The principles we call “the three c’s” helped Tracy find hope in her codependent relationship with her brother. Often, the codependent person gets trapped in guilt. “If I only had”, or “It’s my fault this person is having trouble.” Often, freedom for those struggling in life begins with the choice of those around them. It becomes a catalyst for the person struggling to wake up and take ownership of their choices. 


The first “C” principle is “We did not cause our loved one’s problems.” Many circumstances in life contribute to an initial poor choice. Still, people struggling must take responsibility for their continued poor behavior and find healing from what has happened in their life. Because of sin and evil in the world caused by Satan, we all face challenges and we all have to choose how to cope with them. God provides healthy, godly coping skills in his Word, through His Spirit, and with His people.
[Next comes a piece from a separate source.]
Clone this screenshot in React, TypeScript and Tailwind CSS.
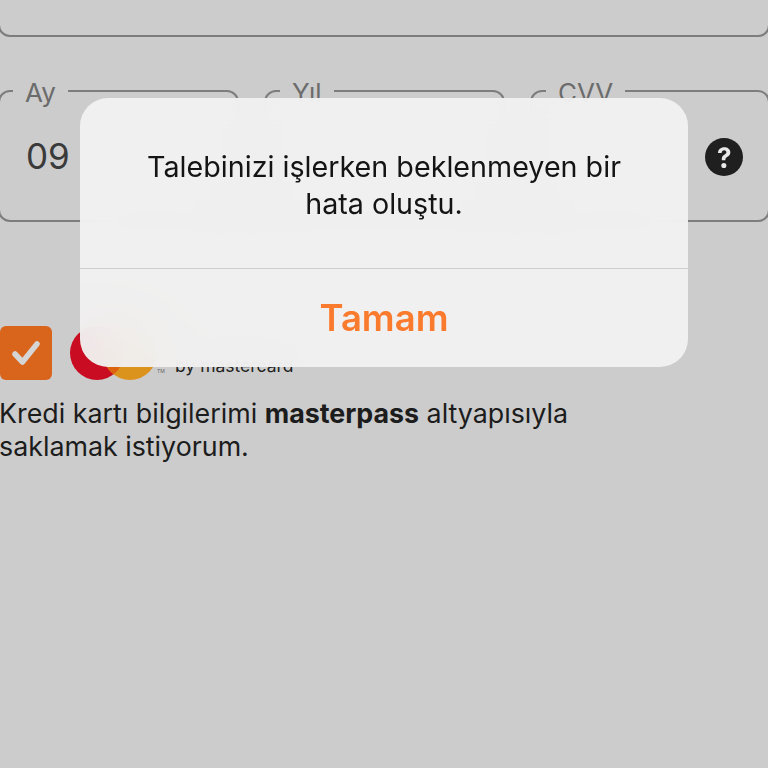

Unfortunately, we tend to find temporary and often damaging solutions to the struggles of life. When we realize that our loved one’s choices were not caused by us but by the evil in this world, guilt diminishes, and responsibility can then be handed to the person making the poor choices. 


The second “C” principle is “We cannot control our loved one’s behavior.” Have you ever thought, “If I could only give them ten more dollars,” or “I would rather them stay with me so I can help them?” Codependent people often expend a huge amount of energy trying to change their loved ones. The truth of the matter is that the more we try to control and change a person, the more they are able to manipulate us. The person struggling with life begins to realize they can get what they want by just making the other person feel guilty. Once we understand that God is the only one who can change our loved ones, we begin to give that person over to God. Once we give our loved ones to God, we give the responsibility over to the Holy Spirit to bring change.


The third “C” principle is “We cannot cure our loved ones.” Only God can provide the healing needed for a person. We must rely on the Holy Spirit and pray, “God do whatever it takes to change my loved one, but spare their life.” This is a difficult prayer, but the God of the universe can do more than we can to change a person’s life. The challenge is to give our loved ones to God and take our hands off. The goal is to reach acceptance of our loved one’s choices and allow God to work on His time frame. What we can do is continually encourage our loved ones to focus on Jesus, model honesty for them, and hold them responsible for their own choices. 


Write notes, send texts, and make phone calls to give your loved one encouragement with words of life from the Bible and pray with them. Explain to them your observations without judgment, by honestly telling them the pain their behavior is causing and allow them to feel the discomfort of their choices by not rescuing them from negative consequences. Offer them the only help that will provide healing. Offer them Jesus.      


Tracy offered her brother help only when he was willing to get the help he needed, but she offered him Jesus, first. This world would say that Tracy was harsh, but remember, only God can change someone. We did not cause the problem, we can not change the person, and we can not cure the person. When we let God do His work, lasting change happens in a person’s soul and creates hope and healing for a good godly life. Let’s begin to help by not helping.


Lord, help us help our loved ones by giving them to you. Help us with patience to know your timing is perfect and that you love them more than we do. Help us to realize that we didn’t cause our loved one’s problem, we can not control our loved one, and we can not cure them. Holy Spirit, do your work on our loved one’s life and bring them hope and healing. In Jesus name, Amen.   





Beattie, Melody, Codependent No More, Hazelden Foundation, 1992.

Lee, Jimmy, and Dan Strickland, Living Free Training Coordinator’s Guide. 2008.